E poi c’è l’amata Milano: “Ho pensato a un lavoro che ho da tempo in animo di fare: un lavoro sulla città dove vivo... La mia idea non è quella di un libro, ma di un archivio fotografico della città di Milano”. “Non sappiamo come lo avrebbe terminato – racconta Salvadori – poichè è venuto a mancare prematuramente. Ma questa mostra presenta un focus che forse non gli sarebbe dispiaciuto. Era la città che l’aveva accolto. L’archivio per Milano era per lui un generarsi continuo di immagini che voleva mettere a disposizione di tutti, un progetto collettivo nel mondo della fotografia, per ricordare anche gli ultimi, quelli di Miracolo a Milano”.

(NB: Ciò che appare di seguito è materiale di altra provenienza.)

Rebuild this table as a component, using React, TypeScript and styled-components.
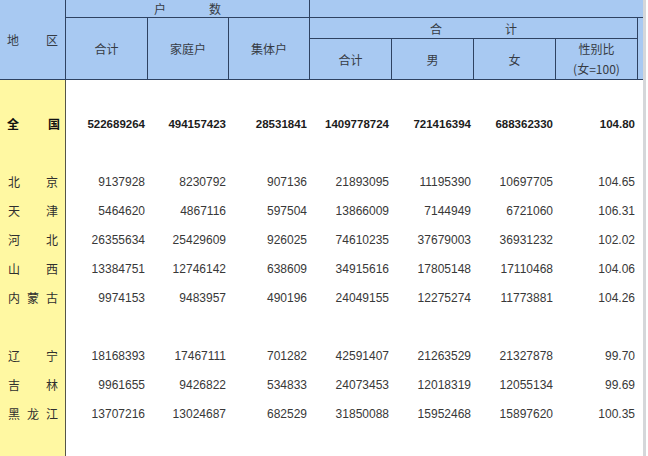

Milano nel Dopoguerra, la sua periferia, il dormitorio di viale Ortles, ma anche il bar Jamaica, luogo di ritrovo di intellettuali che lui comincia a frequentare fra il 1951 e il 1952. È qui che conosce Mario Dondero, fotoreporter di fama internazionale che “gli presta perfino la sua macchina fotografica e gli dà pure dei consigli, “tanto le foto si fanno con la testa...“” svela ancora Curti. La mostra, nella versione milanese (perché è stata presentata a Venezia) è densa. Diciotto anni di intenso lavoro “e sembra di visitare una mostra di più fotografi”. Da qui l’idea anche di una versione diffusa, “Ugo Mulas in città“: dalla Pinacoteca di Brera al Poldi Pezzoli e al Museo del 900, ospiteranno alcune sue opere. Infine, per la prima volta, unitamente alle Verifiche (14 opere frutto di una rigorosa riflessione concettuale sulla storia della fotografia) i visitatori troveranno anche gli studi che le precedono, quasi un “testamento” per capire i codici della sua ricerca.